Effective reform requires anticipating this resistance and designing implementation strategies that reduce the ability of exclusionary interests to capture the reform process.
This might include state preemption of local zoning authority in specific circumstances, automatic approvals for developments that meet specified criteria, or funding mechanisms that reward inclusive development while penalizing exclusion.
Measuring success
Evaluating zoning reform requires metrics that capture its effects on segregation and opportunity access rather than just housing production numbers.
Successful reform should increase economic mobility by giving people access to areas with better job opportunities and schools. It should reduce racial segregation by making integrated neighborhoods accessible to families across income levels.
It should also improve regional economic performance by allowing workers to live closer to jobs and reducing the transportation costs and time that result from jobs-housing imbalances.

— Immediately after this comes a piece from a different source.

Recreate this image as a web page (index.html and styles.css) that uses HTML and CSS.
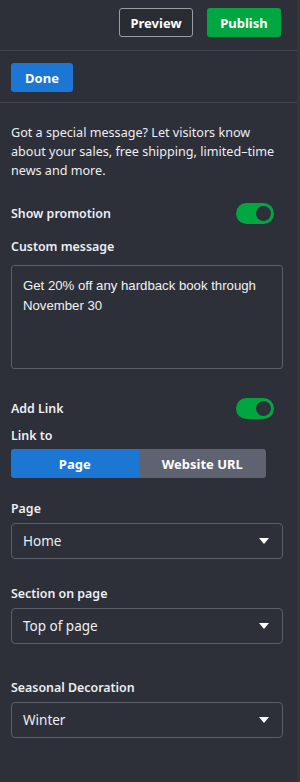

These outcomes require sustained measurement and adjustment rather than one-time policy changes. Exclusionary interests will adapt to new rules, requiring ongoing modification of implementation strategies.
Zoning laws demonstrate how technical language can perpetuate social hierarchy while maintaining plausible deniability about discriminatory intent. Their persistence despite clear economic and social costs reveals their true function: maintaining class and racial segregation through mechanisms that appear neutral and objective.
Understanding this function is necessary for designing effective alternatives that serve broader social goals rather than preserving existing privilege. The question is not whether zoning affects social stratification, but whether we will use it to increase or decrease opportunity access across different groups.
This choice requires acknowledging that seemingly neutral policies have been systematically designed to produce unequal outcomes, and that achieving different outcomes requires systematically different policies designed with equity as an explicit goal.